The World Cup of Hockey is good for a couple of things, but the biggest reason to watch has now been eliminated from the tournament. With a Russian victory over the Finnish squad, the electrifying Team North America is grounded. The bad news is that the World Cup of Hockey is a lot less exciting without the North American unit. The good news is that we still get to watch players like Connor McDavid and Johnny Gaudreau with their respective NHL clubs. That has to be thrilling for Canadian hockey fans who’ve suffered endless misery for a very long time.
The Tournament Blues
Team North America has left me with one question in particular; why doesn’t the NHL do this more often? The World Cup of Hockey is entertaining, but I’d rather watch a tournament of teams comprised of varying types and age-groups of players. Maybe you have rosters comprised of veteran points producers, savvy play-makers, or teams of under-23 phenoms like Team North America. International play is great, but there are barely enough national teams to host a tournament in the first place. Team North America, which was a cobbled-together roster to fill a spot, ended up being the most exciting thing in the World Cup. Why not replace the boring All-Star Game with something like this instead?
As an American, it feels weird to root for any team not named Team USA. And yet, that’s exactly what I did for this World Cup. I hated the coach, the roster selections, the coaching decisions, and the choice to make Kane a captain. I won’t get into all of these issues, but suffice it to say that Team USA was doomed to fail from the start. How else can you justify making John Tortorella the head coach if the expectation is to win the tournament?
Tortorella hasn’t accomplished anything of importance in a long time. Many will point to his 2004 Stanley Cup win as proof of pedigree, but the NHL is completely different now. His preference for shot-blocking and offense-deprived systems just doesn’t cut it. There’s a good reason the Canucks and Rangers have both fired him recently.
The most obvious flaw with the American hockey program is at the top level. Whoever put Dean Lombardi in charge of building the USA squad likely regrets the decision. Lombardi built a “Canadian-killer” out of guys who had no business being on Team USA. All due respect to Abdelkader, but he does not deserve top-6 minutes over guys like Phil Kessel (who wasn’t even on the team).
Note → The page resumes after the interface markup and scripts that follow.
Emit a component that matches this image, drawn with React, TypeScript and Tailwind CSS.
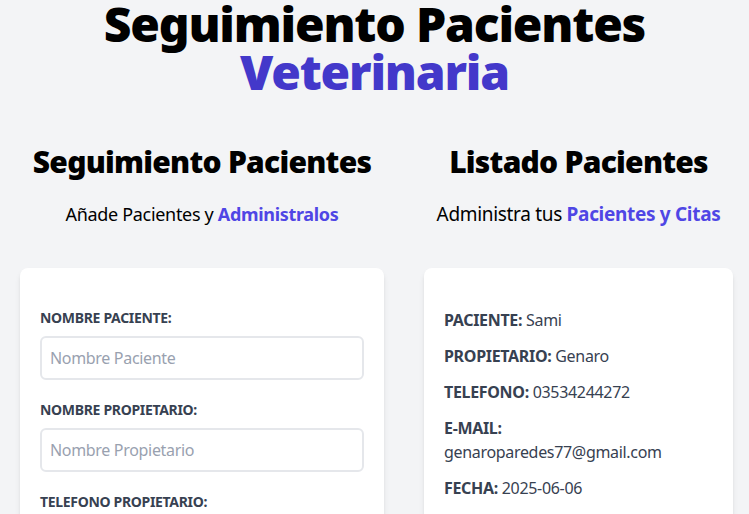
import React from 'react';

const font = { fontFamily: '"Noto Sans", "Open Sans", sans-serif' };

const Formulario = () => {
  return (
    <div className="w-[404px] shrink-0 px-5">
      <h2 className="text-3xl font-black text-center tracking-tight">Seguimiento Pacientes</h2>
      <p className="text-lg mt-5 text-center">
        Añade Pacientes y <span className="text-[#4f46e5] font-bold">Administralos</span>
      </p>
      <form className="bg-white shadow-md rounded-lg py-10 px-5 mt-10 mb-10">
        <div className="mb-5">
          <label className="block text-sm text-[#374151] uppercase font-bold">Nombre Paciente:</label>
          <input
            type="text"
            placeholder="Nombre Paciente"
            className="border-2 border-gray-200 w-full p-2 mt-2 placeholder-gray-400 rounded-md"
          />
        </div>
        <div className="mb-5">
          <label className="block text-sm text-[#374151] uppercase font-bold">Nombre Propietario:</label>
          <input
            type="text"
            placeholder="Nombre Propietario"
            className="border-2 border-gray-200 w-full p-2 mt-2 placeholder-gray-400 rounded-md"
          />
        </div>
        <div className="mb-5">
          <label className="block text-sm text-[#374151] uppercase font-bold">Telefono Propietario:</label>
          <input
            type="tel"
            placeholder="Telefono Propietario"
            className="border-2 border-gray-200 w-full p-2 mt-2 placeholder-gray-400 rounded-md"
          />
        </div>
      </form>
    </div>
  );
};

const ListadoPacientes = () => {
  const rows = [
    ['Paciente:', 'Sami'],
    ['Propietario:', 'Genaro'],
    ['Telefono:', '03534244272'],
    ['E-mail:', 'genaroparedes77@gmail.com'],
    ['Fecha:', '2025-06-06'],
  ];
  return (
    <div className="flex-1 pl-5 pr-4">
      <h2 className="text-3xl font-black text-center tracking-tight">Listado Pacientes</h2>
      <p className="text-[19px] leading-7 mt-5 text-center">
        Administra tus <span className="text-[#4f46e5] font-bold">Pacientes y Citas</span>
      </p>
      <div className="bg-white shadow-md rounded-lg py-10 px-5 mt-10 mb-10">
        {rows.map(([label, value]) => (
          <p key={label} className="font-bold mb-3 text-[#374151] uppercase">
            {label} <span className="font-normal normal-case">{value}</span>
          </p>
        ))}
      </div>
    </div>
  );
}

export default function App() {
  return (
    <div className="min-h-screen bg-gray-100 text-black overflow-hidden tracking-[-0.02em]" style={font}>
      <h1 className="text-5xl font-black text-center leading-none tracking-tight">
        Seguimiento Pacientes <span className="text-[#4338ca] block">Veterinaria</span>
      </h1>
      <div className="mt-12 flex">
        <Formulario />
        <ListadoPacientes />
      </div>
    </div>
  );
}
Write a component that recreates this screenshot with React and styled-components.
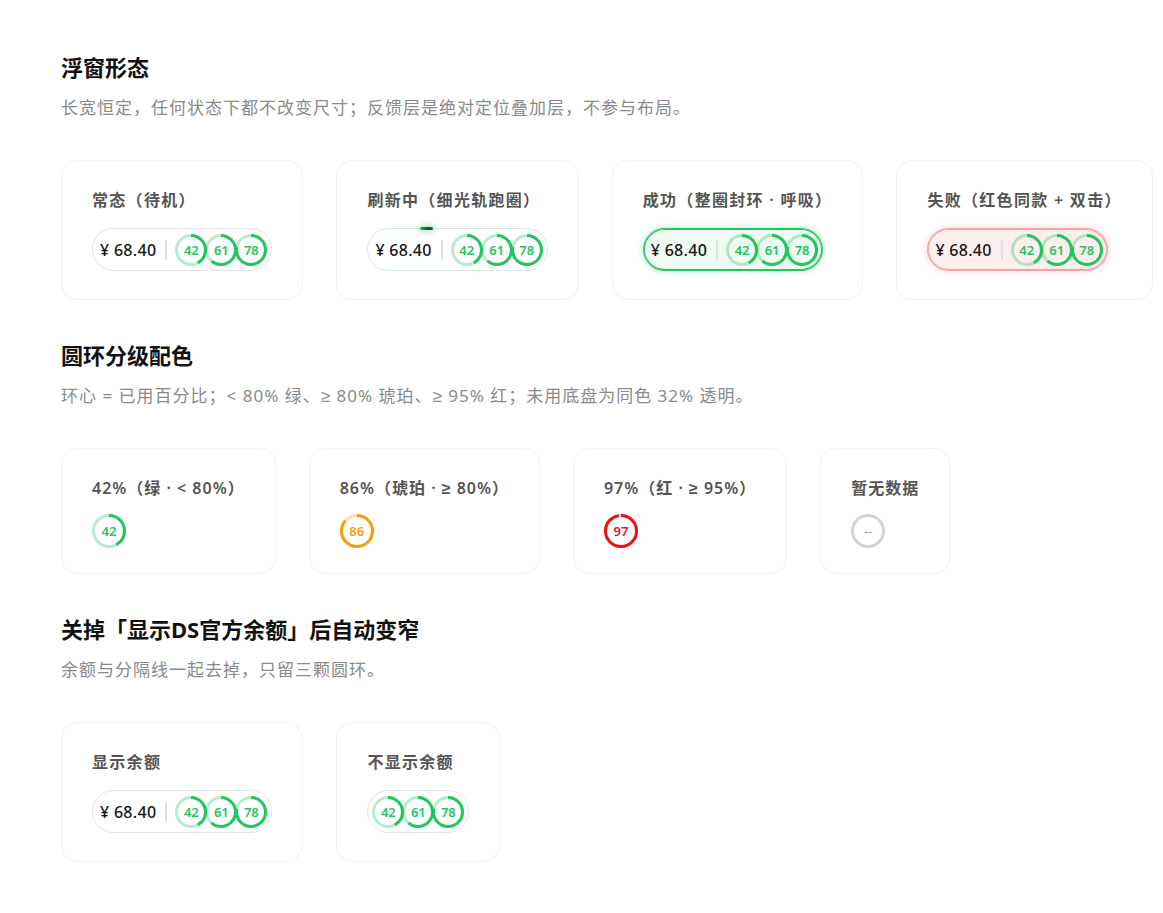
import styled, { createGlobalStyle, css } from "styled-components";

const GREEN = "#22c55e";
const AMBER = "#f59e0b";
const RED = "#e5141b";
const GREY = "#d4d4d4";

const GlobalStyle = createGlobalStyle`
  body {
    margin: 0;
    background: #ffffff;
    font-family: "Noto Sans", "Liberation Sans", "Noto Sans CJK SC", sans-serif;
    color: #111;
  }
`;

const levelColor = (pct) => {
  if (pct == null) return GREY;
  if (pct >= 95) return RED;
  if (pct >= 80) return AMBER;
  return GREEN;
};

const Ring = ({ pct, size = 32 }) => {
  const color = levelColor(pct);
  const stroke = 3;
  const r = (size - stroke) / 2;
  const c = 2 * Math.PI * r;
  const used = pct == null ? 0 : (c * pct) / 100;
  return (
    <RingBox $size={size}>
      <svg width={size} height={size} viewBox={`0 0 ${size} ${size}`}>
        <circle
          cx={size / 2}
          cy={size / 2}
          r={r}
          fill="none"
          stroke={color}
          strokeOpacity={pct == null ? 1 : 0.32}
          strokeWidth={stroke}
        />
        {pct != null && (
          <circle
            cx={size / 2}
            cy={size / 2}
            r={r}
            fill="none"
            stroke={color}
            strokeWidth={stroke}
            strokeDasharray={`${used} ${c}`}
            transform={`rotate(-90 ${size / 2} ${size / 2})`}
          />
        )}
      </svg>
      <RingLabel $color={pct == null ? "#999" : color} $empty={pct == null}>
        {pct == null ? "--" : pct}
      </RingLabel>
    </RingBox>
  );
};

const Widget = ({ state = "idle", balance = true }) => (
  <Pill $state={state} $balance={balance}>
    {state === "refresh" && <Comet />}
    {balance && (
      <>
        <Money>¥ 68.40</Money>
        <Divider />
      </>
    )}
    <Rings>
      <Ring pct={42} />
      <Ring pct={61} />
      <Ring pct={78} />
    </Rings>
  </Pill>
);

const App = () => (
  <>
    <GlobalStyle />
    <Page>
      <Section>
        <Heading>浮窗形态</Heading>
        <Desc>长宽恒定，任何状态下都不改变尺寸；反馈层是绝对定位叠加层，不参与布局。</Desc>
        <CardRow>
          <Card>
            <CardTitle>常态（待机）</CardTitle>
            <Widget state="idle" />
          </Card>
          <Card>
            <CardTitle>刷新中（细光轨跑圈）</CardTitle>
            <Widget state="refresh" />
          </Card>
          <Card>
            <CardTitle>成功（整圈封环 · 呼吸）</CardTitle>
            <Widget state="ok" />
          </Card>
          <Card>
            <CardTitle>失败（红色同款 + 双击）</CardTitle>
            <Widget state="fail" />
          </Card>
        </CardRow>
      </Section>

      <Section>
        <Heading>圆环分级配色</Heading>
        <Desc>环心 = 已用百分比；&lt; 80% 绿、≥ 80% 琥珀、≥ 95% 红；未用底盘为同色 32% 透明。</Desc>
        <CardRow>
          <Card $short>
            <CardTitle $tight>42%（绿 · &lt; 80%）</CardTitle>
            <Ring pct={42} size={34} />
          </Card>
          <Card $short>
            <CardTitle $tight>86%（琥珀 · ≥ 80%）</CardTitle>
            <Ring pct={86} size={34} />
          </Card>
          <Card $short>
            <CardTitle $tight>97%（红 · ≥ 95%）</CardTitle>
            <Ring pct={97} size={34} />
          </Card>
          <Card $short>
            <CardTitle $tight>暂无数据</CardTitle>
            <Ring pct={null} size={34} />
          </Card>
        </CardRow>
      </Section>

      <Section>
        <Heading>关掉「显示DS官方余额」后自动变窄</Heading>
        <Desc>余额与分隔线一起去掉，只留三颗圆环。</Desc>
        <CardRow>
          <Card>
            <CardTitle>显示余额</CardTitle>
            <Widget />
          </Card>
          <Card>
            <CardTitle>不显示余额</CardTitle>
            <Widget balance={false} />
          </Card>
        </CardRow>
      </Section>
    </Page>
  </>
);

export default App;

const Page = styled.div`
  padding: 52px 0 40px 61px;
  display: flex;
  flex-direction: column;
  gap: 40px;
`;

const Section = styled.section`
  display: flex;
  flex-direction: column;
`;

const Heading = styled.h2`
  margin: 0;
  font-size: 22px;
  line-height: 30px;
  font-weight: 700;
  color: #111;
`;

const Desc = styled.p`
  margin: 14px 0 40px;
  font-size: 17px;
  line-height: 24px;
  letter-spacing: 1px;
  color: #8a8a8a;
`;

const CardRow = styled.div`
  display: flex;
  gap: 33px;
  align-items: flex-start;
`;

const Card = styled.div`
  display: inline-flex;
  flex-direction: column;
  align-items: flex-start;
  gap: ${(p) => (p.$short ? "16px" : "18px")};
  padding: 29px 30px ${(p) => (p.$short ? "25px" : "28px")};
  border: 1px solid #f0f0f0;
  border-radius: 16px;
  background: #fff;
`;

const CardTitle = styled.div`
  font-size: 16px;
  line-height: 20px;
  font-weight: 600;
  letter-spacing: ${(p) => (p.$tight ? "1px" : "1.3px")};
  color: #555;
  white-space: nowrap;
`;

const pillStates = {
  idle: css`
    border-color: #e4e4e4;
    background: #fff;
  `,
  refresh: css`
    border-color: #d3ebdb;
    background: #fff;
  `,
  ok: css`
    border-color: ${GREEN};
    background: #effaf2;
    box-shadow: inset 0 0 0 1px ${GREEN}, 0 0 6px rgba(34, 197, 94, 0.35);
  `,
  fail: css`
    border-color: #f2a3a3;
    background: #fdeeee;
    box-shadow: inset 0 0 0 1px #f2a3a3, 0 0 6px rgba(239, 68, 68, 0.25);
  `,
};

const Pill = styled.div`
  position: relative;
  box-sizing: border-box;
  height: 43px;
  display: inline-flex;
  align-items: center;
  padding: ${(p) => (p.$balance ? "0 4px 0 7px" : "0 4px 0 4px")};
  border: 1px solid #e4e4e4;
  border-radius: 999px;
  ${(p) => pillStates[p.$state]}
`;

const Comet = styled.span`
  position: absolute;
  top: -2px;
  left: 52px;
  width: 13px;
  height: 3px;
  border-radius: 2px;
  background: linear-gradient(90deg, #3aa860, #14532d 60%, #166534);
  box-shadow: 0 0 5px 2px rgba(34, 197, 94, 0.35);
`;

const Money = styled.span`
  font-size: 16px;
  font-weight: 500;
  letter-spacing: 0.3px;
  color: #161616;
  white-space: nowrap;
`;

const Divider = styled.span`
  width: 2px;
  height: 20px;
  margin: 0 8px 0 9px;
  background: #e2e2e2;
`;

const Rings = styled.div`
  display: flex;
  align-items: center;
  & > * + * {
    margin-left: -2px;
  }
`;

const RingBox = styled.div`
  position: relative;
  width: ${(p) => p.$size}px;
  height: ${(p) => p.$size}px;
  flex: none;
  svg {
    display: block;
  }
`;

const RingLabel = styled.span`
  position: absolute;
  inset: 0;
  display: flex;
  align-items: center;
  justify-content: center;
  font-size: 13px;
  font-weight: ${(p) => (p.$empty ? 400 : 600)};
  color: ${(p) => p.$color};
`;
Fans and coaches will harp on Kessel’s tweet, but his joke was spot on; Team USA is incapable of picking the right players to field a competent tournament roster.
One important thing to note is that a number of players chosen for the Team USA roster absolutely deserved to be there. Palmieri, Wheeler, and Byfuglien all needed to be on the ice for Team USA to have a chance at victory. Surprisingly, Byfuglien and Palmieri were benched early in the tournament. By the time Tortorella put the two in the line-up, it was too late to make a difference. Instead, Abdelkader and the Johnson brothers (not actually brothers) were slotted in to spots that belonged to better players.
Going forward, a lot is going to have to change about how Team USA is run. Favoring grit over skill in an international competition is inexcusable. Picking a head coach who agrees with that statement is even worse. I don’t need to go into why making Patrick Kane the alternate captain is a mistake either. All of this is fairly self-evident, so why couldn’t USA Hockey see it? Team USA was humiliated, and losing to the Czechs to secure a sweep out of the tournament only adds insult to injury.
World Cup Semi-Finals Previews
As you can tell, I’m not pleased with USA Hockey at all. The good news is that there are still four very good teams left in the World Cup of Hockey to root on! On Saturday, the Russians face the Canadians in what is sure to be a goal-scoring avalanche. Team Canada has limited scoring against to just a few goals this tournament, but Russia presents the biggest hurdle yet. A team featuring the likes of Ovechkin, Kuznetsov, Kucherov, and Tarasenko should frighten the competition. Russia’s defense, though lacking in star-power, has performed admirably well against very talented teams. There could be a surprise upset brewing in Toronto this weekend.
Sunday’s game will feature a battle between the veterans of Team Europe and the remarkably-talented Team Sweden. I’d be surprised if the Swedes fail to edge out Team Europe, but anything is possible. The coaching staff of Team Europe has gotten far more mileage out of its roster than was expected. After a poor pre-tournament showing, it’s nice to see the oldest squad advance into the final four. It’s a shame Team North America didn’t make the cut, but that’s a tale for a different day.